The LOTR trilogy successfully managed to create a fantasy world which was believable with credible characters and fantasy dialogue that worked. You simply accepted all the talk of magic, olden ways, Elven lore etc, but in The Hobbit it just comes across as corny and forced, as though someone had picked up a load of cheap fantasy novels and extracted suitable mystical stock phrases from them. The characters don't sell either, particularly the utterly ridiculous Radagast. They haven't got that same stamp of authenticity that they did in LOTR. Saruman appears to be on the verge of senility and listening to broad Scots and Irish accents of two of the dwarfs is priceless. As far as the visual style of the film is concerned, I get the artistic decision to shoot with the high frame rate cameras and creating super-saturated shots, but just because it's an artistic decision doesn't mean it's a GOOD artistic decision. Unfortunately, along with a lot of the CG, it just make the film look slightly fake and unconvincing.
I'm not a Tolkienite, though I do appreciate his books, but I suspect that in whatever passes for Middle-earth heaven, JRR is sitting somewhere sobbing and just repeating the word, "Why?" over and over again.
Sea Wolf (2009)
Highly watchable adaptation
When I bought this in a charity shop for a couple of quid, I thought I wasn't risking much for something I suspected was going to be a low-budget, ham-acted flop. Actually, it is one of the better things I've watched this year. It's a two-part made for TV miniseries adaptation of Jack London's adventure novel of the same name. You may not have heard of the cast (apart from Tim Roth), though their faces will rings distant bells, but the acting was in a different league the dreadful school-play stuff that chokes turns the free film channels on TV. It is well produced, solidly directed with, for the most part, believable sets and stunts. Of particular note is Sebastian Koch's portrayal of the sadistic (or is he...?) Wolf Larsen. As an adventure drama it works and is worth watching.

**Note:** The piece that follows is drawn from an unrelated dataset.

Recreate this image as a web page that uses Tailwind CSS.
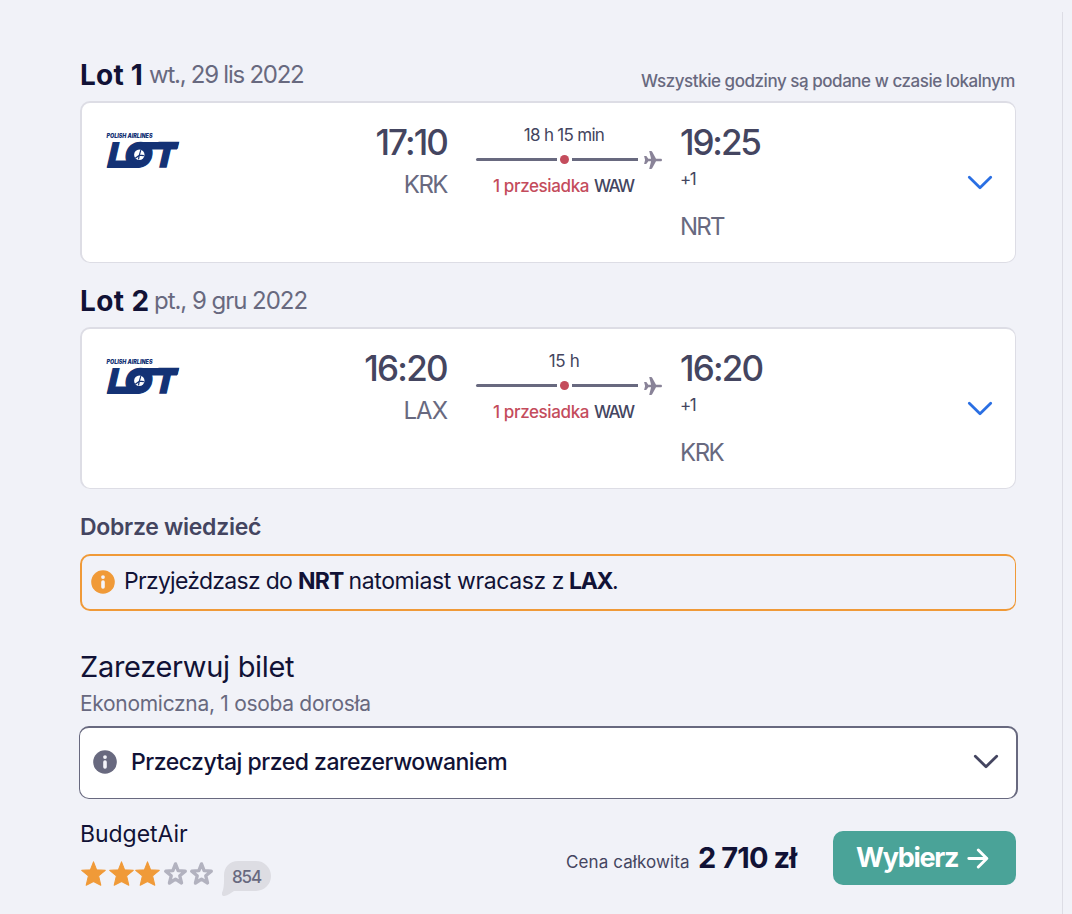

A laborious waltz of predictable jokes
This was absolutely nowhere where near as clever, witty or well written as The Best Marigold Hotel. That film had a really positive image of older people who weren't all befuddled eccentrics and used its well thought out humour to sharp effect. Sadly, Quartet fails all respects. Its portrayal of old people is stereotyped and relies on worn out jokes about old people's bad manners, forgetfulness and toilet habits. This kind of thing just is not funny anymore. Hoffman may as well have copied whole sections of script out of the Simpsons - it would have been funnier. It is just barely saved by the performances of the four main stars, without whose talent Dustin Hoffman's film would have been an embarrassing flop.

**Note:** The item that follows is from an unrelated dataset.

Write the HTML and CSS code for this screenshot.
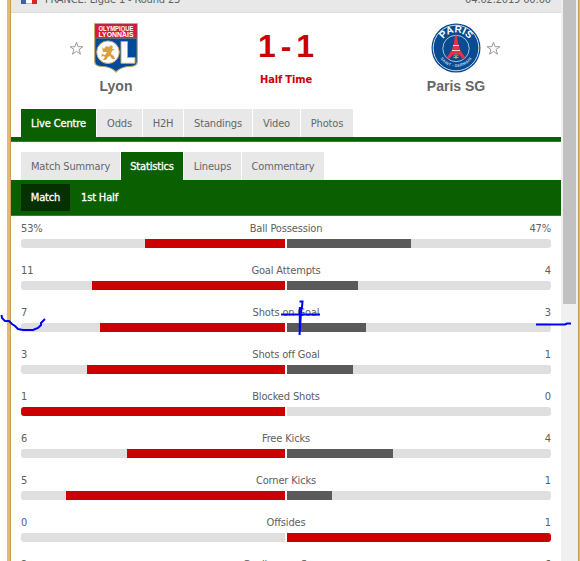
FILE: index.html
```
<!DOCTYPE html>
<html lang="en">
<head>
    <meta charset="UTF-8">
    <meta name="viewport" content="width=device-width, initial-scale=1.0">
    <title>Lyon 1-1 Paris SG | Statistics</title>
    <link rel="stylesheet" href="styles.css">
</head>
<body>
    <div class="window">
        <div class="content">
            <div class="match-header">
                <svg class="flag" width="16" height="11" viewBox="0 0 16 11">
                    <rect width="16" height="11" fill="#fff"/>
                    <rect width="5" height="11" fill="#3f62ae"/>
                    <rect x="11" width="5" height="11" fill="#e1251b"/>
                    <rect x=".5" y=".5" width="15" height="10" fill="none" stroke="#555" stroke-opacity=".4"/>
                </svg>
                <span class="league">FRANCE: Ligue 1 - Round 23</span>
                <span class="date">04.02.2019 00:00</span>
            </div>

            <div class="scoreboard">
                <div class="team home">
                    <div class="team-logo">
                        <svg class="star" width="15" height="15" viewBox="0 0 15 15"><path d="M7.5 1.2L9.1 5.7H13.9L10 8.5L11.5 13.2L7.5 10.4L3.5 13.2L5 8.5L1.1 5.7H5.9Z"/></svg>
                        <svg class="crest" width="44" height="50" viewBox="0 0 44 50">
                            <path d="M.7.7H43.3V39Q43 43 37 43.5Q27 43.5 22 49Q17 43.5 7 43.5Q1 43 .7 39Z" fill="#004a99" stroke="#c8aa6c" stroke-width="1.2"/>
                            <path d="M1.3 1.3H42.7V15H1.3Z" fill="#da1a32"/>
                            <path d="M1 15.2H43" stroke="#8b6c69"/>
                            <text x="22" y="7.7" textLength="35" lengthAdjust="spacingAndGlyphs">OLYMPIQUE</text>
                            <text x="22" y="14.1" textLength="35" lengthAdjust="spacingAndGlyphs">LYONNAIS</text>
                            <circle cx="14" cy="29.2" r="11.3" fill="#fff" stroke="#c8a665"/>
                            <path d="M8 24l2 2 2-3 3 1 2-2 2 2-1 2 3 0-3 2-1 3 3 2 1 3-3 0-2-3-2 1-2 3-3 0 2-3-2-1-2 1 1-3 3 1 2-3-4 0Z" fill="#d8a13b"/>
                            <path d="M27 18.5H33.5V34.5H41V40.3H27Z" fill="#fff" stroke="#c8a665"/>
                        </svg>
                    </div>
                    <div class="team-name">Lyon</div>
                </div>
                <div class="result">
                    <div class="score">1 - 1</div>
                    <div class="match-status">Half Time</div>
                </div>
                <div class="team away">
                    <div class="team-logo">
                        <svg class="crest" width="50" height="50" viewBox="0 0 50 50">
                            <defs>
                                <path id="arc-top" d="M9.5 25A15.5 15.5 0 0 1 40.5 25"/>
                                <path id="arc-bottom" d="M6 25A19 19 0 0 0 44 25"/>
                            </defs>
                            <circle cx="25" cy="25" r="24.5" fill="#074b91"/>
                            <circle cx="25" cy="25" r="22.8" fill="none" stroke="#dbe6f1" stroke-width=".9"/>
                            <circle cx="25" cy="25.5" r="13.2" fill="#074b91" stroke="#d5e1ed" stroke-width=".8"/>
                            <path d="M24 12.5H26L27.2 21L29.5 27.5L35 35.5H31Q29.5 31.5 25 31Q20.5 31.5 19 35.5H15L20.5 27.5L22.8 21Z" fill="#e92f43"/>
                            <path d="M21 27.5H29M22 22.5H28" stroke="#fff" stroke-width=".8"/>
                            <path d="M25 30.5V36M22.5 33q1-2 2.5 1q1.5-3 2.5-1M22.5 34.5h5" fill="none" stroke="#b8a36c"/>
                            <text class="psg-top"><textPath href="#arc-top" startOffset="50%" textLength="30">PARIS</textPath></text>
                            <text class="psg-bottom"><textPath href="#arc-bottom" startOffset="50%" textLength="37">SAINT - GERMAIN</textPath></text>
                        </svg>
                        <svg class="star" width="15" height="15" viewBox="0 0 15 15"><path d="M7.5 1.2L9.1 5.7H13.9L10 8.5L11.5 13.2L7.5 10.4L3.5 13.2L5 8.5L1.1 5.7H5.9Z"/></svg>
                    </div>
                    <div class="team-name">Paris SG</div>
                </div>
            </div>

            <ul class="tabs main-tabs">
                <li class="active w75">Live Centre</li>
                <li class="w45">Odds</li>
                <li class="w40">H2H</li>
                <li class="w68">Standings</li>
                <li class="w47">Video</li>
                <li class="w52">Photos</li>
            </ul>
            <div class="divider"></div>

            <ul class="tabs sub-tabs">
                <li class="w99">Match Summary</li>
                <li class="active w62">Statistics</li>
                <li class="w57">Lineups</li>
                <li class="w82">Commentary</li>
            </ul>
            <div class="period-bar">
                <span class="period selected">Match</span>
                <span class="period">1st Half</span>
            </div>

            <div class="stats">
                <div class="stat">
                    <div class="labels"><span>53%</span><span>Ball Possession</span><span>47%</span></div>
                    <div class="bars"><div class="bar left"><div class="fill red" style="width: 53%"></div></div><div class="bar"><div class="fill" style="width: 47%"></div></div></div>
                </div>
                <div class="stat">
                    <div class="labels"><span>11</span><span>Goal Attempts</span><span>4</span></div>
                    <div class="bars"><div class="bar left"><div class="fill red" style="width: 73.1%"></div></div><div class="bar"><div class="fill" style="width: 26.9%"></div></div></div>
                </div>
                <div class="stat">
                    <div class="labels"><span>7</span><span>Shots on Goal</span><span>3</span></div>
                    <div class="bars"><div class="bar left"><div class="fill red" style="width: 70%"></div></div><div class="bar"><div class="fill" style="width: 30%"></div></div></div>
                </div>
                <div class="stat">
                    <div class="labels"><span>3</span><span>Shots off Goal</span><span>1</span></div>
                    <div class="bars"><div class="bar left"><div class="fill red" style="width: 75%"></div></div><div class="bar"><div class="fill" style="width: 25%"></div></div></div>
                </div>
                <div class="stat">
                    <div class="labels"><span>1</span><span>Blocked Shots</span><span>0</span></div>
                    <div class="bars"><div class="bar left"><div class="fill red" style="width: 100%"></div></div><div class="bar"></div></div>
                </div>
                <div class="stat">
                    <div class="labels"><span>6</span><span>Free Kicks</span><span>4</span></div>
                    <div class="bars"><div class="bar left"><div class="fill red" style="width: 60%"></div></div><div class="bar"><div class="fill" style="width: 40%"></div></div></div>
                </div>
                <div class="stat">
                    <div class="labels"><span>5</span><span>Corner Kicks</span><span>1</span></div>
                    <div class="bars"><div class="bar left"><div class="fill red" style="width: 83%"></div></div><div class="bar"><div class="fill" style="width: 17%"></div></div></div>
                </div>
                <div class="stat">
                    <div class="labels"><span>0</span><span>Offsides</span><span>1</span></div>
                    <div class="bars"><div class="bar left"></div><div class="bar"><div class="fill red" style="width: 100%"></div></div></div>
                </div>
                <div class="stat">
                    <div class="labels"><span>2</span><span>Goalkeeper Saves</span><span>6</span></div>
                    <div class="bars"><div class="bar left"></div><div class="bar"></div></div>
                </div>
            </div>
        </div>
        <div class="scrollbar"><div class="thumb"></div></div>
    </div>

    <!-- pen marks -->
    <svg class="pen" width="580" height="561" viewBox="0 0 580 561">
        <path d="M1.5 315L2 318L5 321H9L12 324L15 326L18 329L23 330H33L38 328L41 325V323L45 319"/>
        <path d="M281 314.5H320M299.5 301.5H302.5L302 307L301 312L300.5 320L299.5 335M299.8 307V328"/>
        <path d="M536 324.5H565L567 323.5H571"/>
    </svg>
</body>
</html>
```
FILE: styles.css
```
body {
    margin: 0;
    background: #fff;
    color: #606060;
    font-family: "DejaVu Sans Condensed", Tahoma, "Noto Sans", sans-serif;
    font-size: 11px;
    letter-spacing: -0.15px;
    overflow: hidden;
}
.window {
    display: flex;
    box-sizing: border-box;
    width: 573px;
    height: 561px;
    margin-left: 7px;
    border-left: 3px solid #e9b86b;
    border-right: 1px solid #e9b86b;
    overflow: hidden;
    box-shadow: inset 1px 0 #c79c58, inset -1px 0 #c79c58;
}
.content {
    width: 550px;
    margin-left: 1px;
    flex: none;
}
.match-header {
    display: flex;
    align-items: flex-end;
    box-sizing: border-box;
    height: 13px;
    padding: 0 10px;
    background: #e8e8e8;
    border-bottom: 1px solid #dcdcdc;
    line-height: 14px;
}
.flag {
    margin-bottom: 8px;
}
.league {
    margin: 0 auto 5px 8px;
}
.date {
    margin-bottom: 5px;
}
.scoreboard {
    display: flex;
    justify-content: space-between;
    height: 96px;
    padding: 0 32px;
}
.team {
    width: 146px;
    padding-top: 10px;
    text-align: center;
}
.team-logo {
    display: flex;
    align-items: center;
    height: 50px;
}
.home .team-logo {
    padding-left: 26px;
    gap: 10px;
}
.away .team-logo {
    padding-left: 48px;
    gap: 5px;
}
.star path {
    fill: #fff;
    stroke: #999;
}
.crest text {
    fill: #fff;
    font-family: "Liberation Sans", sans-serif;
    font-weight: bold;
    font-size: 7px;
    letter-spacing: 0;
    text-anchor: middle;
}
.crest .psg-top {
    font-size: 10px;
}
.crest .psg-bottom {
    font-size: 4px;
    fill: #bdd0e3;
}
.team-name {
    color: #666;
    font: bold 14px/18px "Liberation Sans", Arial, sans-serif;
    letter-spacing: 0;
    padding-top: 4px;
}
.result {
    width: 120px;
    color: #c00;
    text-align: center;
}
.score {
    padding-top: 13px;
    font: bold 32px/40px "Liberation Sans", Arial, sans-serif;
    letter-spacing: 0;
    word-spacing: -4px;
}
.match-status {
    font-weight: bold;
    line-height: 14px;
    padding-top: 7px;
}
.tabs {
    display: flex;
    gap: 1px;
    margin: 0;
    padding: 0 10px;
    list-style: none;
}
.tabs li {
    height: 28px;
    background: #e8e8e8;
    color: #666;
    line-height: 30px;
    text-align: center;
    white-space: nowrap;
}
.tabs .active {
    background: #0a5f00;
    color: #fff;
    -webkit-text-stroke: 0.3px #fff;
}
.w40 { width: 40px; }
.w45 { width: 45px; }
.w47 { width: 47px; }
.w52 { width: 52px; }
.w57 { width: 57px; }
.w62 { width: 62px; }
.w68 { width: 68px; }
.w75 { width: 75px; }
.w82 { width: 82px; }
.w99 { width: 99px; }
.divider {
    height: 4px;
    margin-bottom: 10px;
    background: #0a5f00;
    border-bottom: 1px solid #388030;
}
.period-bar {
    display: flex;
    box-sizing: border-box;
    height: 36px;
    padding: 4px 10px;
    background: #0a5f00;
    border-bottom: 1px solid #388030;
    color: #fff;
    line-height: 28px;
}
.period {
    height: 27px;
    padding: 0 11px;
    -webkit-text-stroke: 0.3px #fff;
}
.selected {
    width: 49px;
    padding: 0;
    background: #053000;
    text-align: center;
}
.stats {
    padding: 5px 10px 0;
}
.stat {
    height: 42px;
}
.labels {
    display: grid;
    grid-template-columns: 60px 1fr 60px;
    height: 18px;
    line-height: 15px;
    text-align: center;
}
.labels span:first-child {
    text-align: left;
}
.labels span:last-child {
    text-align: right;
}
.bars {
    display: flex;
    gap: 2px;
}
.bar {
    display: flex;
    width: 264px;
    height: 9px;
    background: #dfdfdf;
    border-radius: 0 3px 3px 0;
    overflow: hidden;
}
.bar.left {
    justify-content: flex-end;
    border-radius: 3px 0 0 3px;
}
.fill {
    background: #5a5a5a;
}
.fill.red {
    background: #c00;
}
.scrollbar {
    box-sizing: border-box;
    width: 17px;
    padding: 0 2px;
    background: #f0f0f0;
}
.thumb {
    height: 304px;
    background: #c1c1c1;
}
.pen {
    position: absolute;
    top: 0;
    left: 0;
    fill: none;
    stroke: #00f;
    stroke-width: 2;
    pointer-events: none;
}
```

Enjoyable film spoiled by a bad ending
What would you do if you could somehow release all your potential? That's the question the film asks. And, on the whole, it tackles the subject very well and thoroughly entertaingly. You will not be be bored by this film. There's enough story to keep you interested and make you think all the way through... right up until the last, disappointing moment. Obviously, I don't want to tell you how it all ends, but, for me, it was like one one Ronnie Corbett's stories he used to tell on The Two Ronnies. He'd cleverly pull you along through the story, there'd be a few laughs along the way, but the final punchline always seemed a bit flat. In the end, I was glad to have seen this film, would recommend it to anyone who enjoys a good sort-of sci-fi thriller, but I'm glad I watched on DVD and didn't fork out for a cinema ticket. BTW Bradley Cooper (from TV series Alias) plays an excellent part, and one hopes he'll get a few more A-list roles.

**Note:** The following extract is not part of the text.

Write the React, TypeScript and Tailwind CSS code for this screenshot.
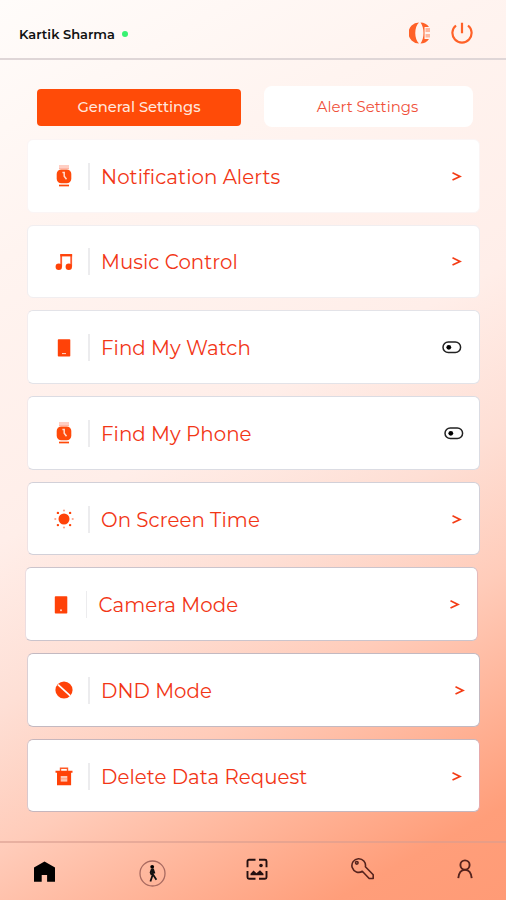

Plot? What plot? I've seen bigger plots in our local allotments, and they probably cost more than the budget for Skyfall's script. I just don't get where all the rave reviews are coming from. Skyfall is what I would call a washing-line film - lots of big impressive scenes hung together on a very thin story. It is rather sad that James Bond has succumbed to Hollywood's current formula for creating a 'block-buster' by stitching together evermore jaw-dropping set pieces in the hope of convincing you that you've seen a 'great film.' However, the lack of compelling story not-withstanding, Skyfall is still a good entertaining watch simply because of the excellent direction by Sam Mendes, the superb photography and spectacular special effects. One fight scene in particular was utterly mesmerising. I'm not giving anything away if I say that the two undoubted stars of the film are a wonderfully evil villain and a car between them they just about manage to raise Skyfall to rank just above your average shoot-'em-up/blow-'em-up FX thriller. UPDATE: Just watched the Blu-ray again. I thought I'd give it another chance in case I'd missed something... my opinion about the film stands. It's no Diamonds Are Forever.
Eden Log (2007)
Highly original enigmatic sci-fantasy
Looking at the other reviews, this is obviously a Marmite film, you will either love it or hate it. One thing is absolutely certain, you won't understand what's happening at first - you're not meant to. As the making-of documentary explains, you're looking at what's happening through the eyes of the main character and you only ever know as much about the world he finds himself in as he does. If you feel bewildered and a little lost at first, that's a sign of how well directed it is, because that's what you're supposed to feel. If you like films with clear, obvious (boring) A-B-C story lines, where everything is spelled out for you, you may not like this so much. However, if you like thought-provoking films that use different storytelling techniques, you should enjoy it. In a way, it is a similar storytelling style to some Japanese anime films where what the story is about is only revealed bit-by-bit. It is a visually stunning film which has clearly been influenced by dungeon-like role playing games. Yes it's enigmatic and puzzling, but a film doesn't have to be easily understood to be good - think of 2001 A Space Odyssey, for instance.